▶ PROBLEM STATEMENT
Write out the material again word for word, dropping any images it holds.

▶ DATASET SECTION
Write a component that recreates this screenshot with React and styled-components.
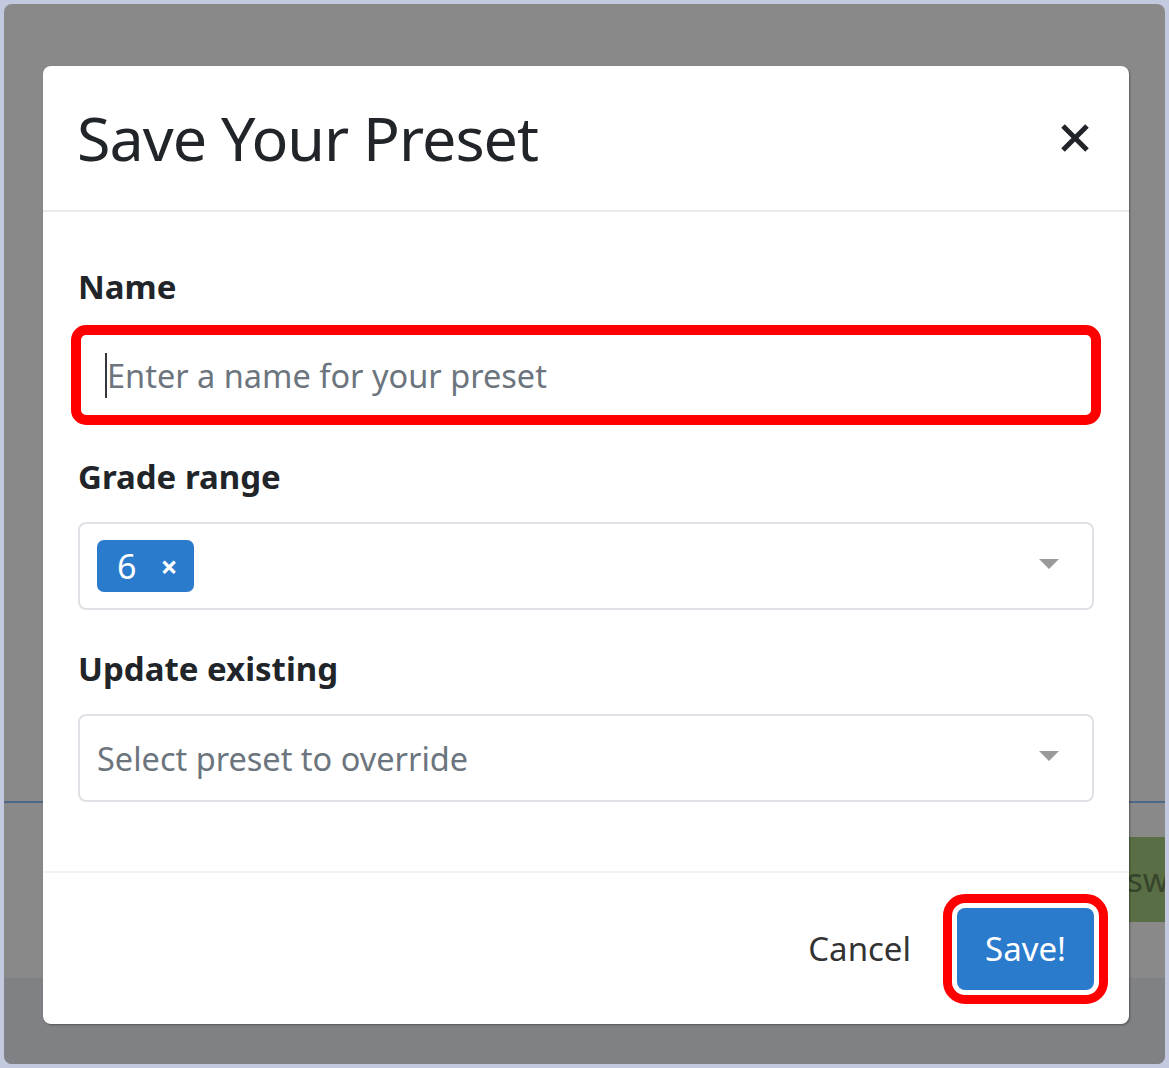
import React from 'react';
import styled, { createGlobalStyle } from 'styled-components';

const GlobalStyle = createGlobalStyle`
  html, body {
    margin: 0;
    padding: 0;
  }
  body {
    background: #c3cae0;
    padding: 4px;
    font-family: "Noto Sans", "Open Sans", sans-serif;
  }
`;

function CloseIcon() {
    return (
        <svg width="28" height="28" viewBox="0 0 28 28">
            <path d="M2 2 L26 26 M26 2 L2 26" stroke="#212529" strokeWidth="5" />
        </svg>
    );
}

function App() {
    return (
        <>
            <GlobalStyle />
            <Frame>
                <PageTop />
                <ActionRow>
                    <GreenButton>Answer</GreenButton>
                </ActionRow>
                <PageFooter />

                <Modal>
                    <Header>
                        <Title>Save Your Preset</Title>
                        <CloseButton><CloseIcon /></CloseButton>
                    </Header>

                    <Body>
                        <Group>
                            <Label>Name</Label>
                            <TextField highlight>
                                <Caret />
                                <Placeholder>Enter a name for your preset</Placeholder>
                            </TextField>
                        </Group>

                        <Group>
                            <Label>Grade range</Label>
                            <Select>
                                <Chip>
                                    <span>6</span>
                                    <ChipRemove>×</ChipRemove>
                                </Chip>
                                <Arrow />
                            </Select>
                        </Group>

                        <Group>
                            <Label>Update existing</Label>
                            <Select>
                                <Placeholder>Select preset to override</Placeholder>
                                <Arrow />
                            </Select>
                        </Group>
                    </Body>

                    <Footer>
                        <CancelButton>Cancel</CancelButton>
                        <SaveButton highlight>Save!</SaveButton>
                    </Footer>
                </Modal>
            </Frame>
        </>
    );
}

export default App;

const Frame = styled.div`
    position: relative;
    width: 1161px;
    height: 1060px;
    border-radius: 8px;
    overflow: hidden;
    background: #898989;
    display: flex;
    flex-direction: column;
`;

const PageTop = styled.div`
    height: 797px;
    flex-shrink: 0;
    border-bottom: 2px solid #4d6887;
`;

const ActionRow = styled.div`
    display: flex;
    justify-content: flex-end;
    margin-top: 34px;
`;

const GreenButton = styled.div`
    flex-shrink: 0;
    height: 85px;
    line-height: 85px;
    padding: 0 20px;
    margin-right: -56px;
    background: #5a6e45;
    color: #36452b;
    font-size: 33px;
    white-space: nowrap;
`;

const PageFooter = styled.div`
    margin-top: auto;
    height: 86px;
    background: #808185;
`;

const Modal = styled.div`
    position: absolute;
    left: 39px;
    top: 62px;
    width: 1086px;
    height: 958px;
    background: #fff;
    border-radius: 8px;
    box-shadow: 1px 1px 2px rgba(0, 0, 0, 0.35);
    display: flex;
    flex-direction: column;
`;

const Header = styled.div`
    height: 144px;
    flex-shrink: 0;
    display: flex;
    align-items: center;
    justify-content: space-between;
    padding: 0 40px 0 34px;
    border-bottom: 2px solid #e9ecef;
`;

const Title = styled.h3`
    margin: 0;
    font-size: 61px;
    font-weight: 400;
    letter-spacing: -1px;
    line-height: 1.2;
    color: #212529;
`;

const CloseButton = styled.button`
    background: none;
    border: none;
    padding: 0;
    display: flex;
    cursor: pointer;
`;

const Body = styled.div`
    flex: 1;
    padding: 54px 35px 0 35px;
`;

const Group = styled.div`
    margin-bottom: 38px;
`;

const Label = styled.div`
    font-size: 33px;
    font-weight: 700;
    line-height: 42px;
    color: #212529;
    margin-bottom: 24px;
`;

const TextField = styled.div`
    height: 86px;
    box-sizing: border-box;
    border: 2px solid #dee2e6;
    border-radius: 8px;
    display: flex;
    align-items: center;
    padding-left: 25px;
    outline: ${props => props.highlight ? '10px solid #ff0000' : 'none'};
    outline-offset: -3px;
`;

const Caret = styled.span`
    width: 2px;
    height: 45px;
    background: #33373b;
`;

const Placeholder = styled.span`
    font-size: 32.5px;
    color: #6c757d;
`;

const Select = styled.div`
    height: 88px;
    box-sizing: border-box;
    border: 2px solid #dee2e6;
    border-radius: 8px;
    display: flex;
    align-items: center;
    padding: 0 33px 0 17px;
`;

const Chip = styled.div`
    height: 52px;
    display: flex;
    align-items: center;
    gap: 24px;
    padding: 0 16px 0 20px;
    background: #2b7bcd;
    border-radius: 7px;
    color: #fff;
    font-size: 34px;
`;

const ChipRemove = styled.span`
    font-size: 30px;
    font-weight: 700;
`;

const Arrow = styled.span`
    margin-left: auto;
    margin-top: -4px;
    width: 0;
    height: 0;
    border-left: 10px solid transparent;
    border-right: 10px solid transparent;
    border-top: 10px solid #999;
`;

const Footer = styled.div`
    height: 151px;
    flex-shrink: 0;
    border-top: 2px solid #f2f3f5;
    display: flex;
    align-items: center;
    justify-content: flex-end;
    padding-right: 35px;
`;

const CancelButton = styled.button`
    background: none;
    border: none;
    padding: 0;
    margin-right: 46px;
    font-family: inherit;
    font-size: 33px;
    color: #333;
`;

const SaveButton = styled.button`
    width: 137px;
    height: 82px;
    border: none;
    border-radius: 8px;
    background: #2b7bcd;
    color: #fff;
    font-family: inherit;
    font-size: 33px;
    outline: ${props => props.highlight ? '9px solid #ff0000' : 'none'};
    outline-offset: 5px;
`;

▶ EXERCISE ANSWER
Write a component that recreates this screenshot with React and styled-components.
import React from 'react';
import styled, { createGlobalStyle } from 'styled-components';

const GlobalStyle = createGlobalStyle`
  html, body {
    margin: 0;
    padding: 0;
  }
  body {
    background: #c3cae0;
    padding: 4px;
    font-family: "Noto Sans", "Open Sans", sans-serif;
  }
`;

function CloseIcon() {
    return (
        <svg width="28" height="28" viewBox="0 0 28 28">
            <path d="M2 2 L26 26 M26 2 L2 26" stroke="#212529" strokeWidth="5" />
        </svg>
    );
}

function App() {
    return (
        <>
            <GlobalStyle />
            <Frame>
                <PageTop />
                <ActionRow>
                    <GreenButton>Answer</GreenButton>
                </ActionRow>
                <PageFooter />

                <Modal>
                    <Header>
                        <Title>Save Your Preset</Title>
                        <CloseButton><CloseIcon /></CloseButton>
                    </Header>

                    <Body>
                        <Group>
                            <Label>Name</Label>
                            <TextField highlight>
                                <Caret />
                                <Placeholder>Enter a name for your preset</Placeholder>
                            </TextField>
                        </Group>

                        <Group>
                            <Label>Grade range</Label>
                            <Select>
                                <Chip>
                                    <span>6</span>
                                    <ChipRemove>×</ChipRemove>
                                </Chip>
                                <Arrow />
                            </Select>
                        </Group>

                        <Group>
                            <Label>Update existing</Label>
                            <Select>
                                <Placeholder>Select preset to override</Placeholder>
                                <Arrow />
                            </Select>
                        </Group>
                    </Body>

                    <Footer>
                        <CancelButton>Cancel</CancelButton>
                        <SaveButton highlight>Save!</SaveButton>
                    </Footer>
                </Modal>
            </Frame>
        </>
    );
}

export default App;

const Frame = styled.div`
    position: relative;
    width: 1161px;
    height: 1060px;
    border-radius: 8px;
    overflow: hidden;
    background: #898989;
    display: flex;
    flex-direction: column;
`;

const PageTop = styled.div`
    height: 797px;
    flex-shrink: 0;
    border-bottom: 2px solid #4d6887;
`;

const ActionRow = styled.div`
    display: flex;
    justify-content: flex-end;
    margin-top: 34px;
`;

const GreenButton = styled.div`
    flex-shrink: 0;
    height: 85px;
    line-height: 85px;
    padding: 0 20px;
    margin-right: -56px;
    background: #5a6e45;
    color: #36452b;
    font-size: 33px;
    white-space: nowrap;
`;

const PageFooter = styled.div`
    margin-top: auto;
    height: 86px;
    background: #808185;
`;

const Modal = styled.div`
    position: absolute;
    left: 39px;
    top: 62px;
    width: 1086px;
    height: 958px;
    background: #fff;
    border-radius: 8px;
    box-shadow: 1px 1px 2px rgba(0, 0, 0, 0.35);
    display: flex;
    flex-direction: column;
`;

const Header = styled.div`
    height: 144px;
    flex-shrink: 0;
    display: flex;
    align-items: center;
    justify-content: space-between;
    padding: 0 40px 0 34px;
    border-bottom: 2px solid #e9ecef;
`;

const Title = styled.h3`
    margin: 0;
    font-size: 61px;
    font-weight: 400;
    letter-spacing: -1px;
    line-height: 1.2;
    color: #212529;
`;

const CloseButton = styled.button`
    background: none;
    border: none;
    padding: 0;
    display: flex;
    cursor: pointer;
`;

const Body = styled.div`
    flex: 1;
    padding: 54px 35px 0 35px;
`;

const Group = styled.div`
    margin-bottom: 38px;
`;

const Label = styled.div`
    font-size: 33px;
    font-weight: 700;
    line-height: 42px;
    color: #212529;
    margin-bottom: 24px;
`;

const TextField = styled.div`
    height: 86px;
    box-sizing: border-box;
    border: 2px solid #dee2e6;
    border-radius: 8px;
    display: flex;
    align-items: center;
    padding-left: 25px;
    outline: ${props => props.highlight ? '10px solid #ff0000' : 'none'};
    outline-offset: -3px;
`;

const Caret = styled.span`
    width: 2px;
    height: 45px;
    background: #33373b;
`;

const Placeholder = styled.span`
    font-size: 32.5px;
    color: #6c757d;
`;

const Select = styled.div`
    height: 88px;
    box-sizing: border-box;
    border: 2px solid #dee2e6;
    border-radius: 8px;
    display: flex;
    align-items: center;
    padding: 0 33px 0 17px;
`;

const Chip = styled.div`
    height: 52px;
    display: flex;
    align-items: center;
    gap: 24px;
    padding: 0 16px 0 20px;
    background: #2b7bcd;
    border-radius: 7px;
    color: #fff;
    font-size: 34px;
`;

const ChipRemove = styled.span`
    font-size: 30px;
    font-weight: 700;
`;

const Arrow = styled.span`
    margin-left: auto;
    margin-top: -4px;
    width: 0;
    height: 0;
    border-left: 10px solid transparent;
    border-right: 10px solid transparent;
    border-top: 10px solid #999;
`;

const Footer = styled.div`
    height: 151px;
    flex-shrink: 0;
    border-top: 2px solid #f2f3f5;
    display: flex;
    align-items: center;
    justify-content: flex-end;
    padding-right: 35px;
`;

const CancelButton = styled.button`
    background: none;
    border: none;
    padding: 0;
    margin-right: 46px;
    font-family: inherit;
    font-size: 33px;
    color: #333;
`;

const SaveButton = styled.button`
    width: 137px;
    height: 82px;
    border: none;
    border-radius: 8px;
    background: #2b7bcd;
    color: #fff;
    font-family: inherit;
    font-size: 33px;
    outline: ${props => props.highlight ? '9px solid #ff0000' : 'none'};
    outline-offset: 5px;
`;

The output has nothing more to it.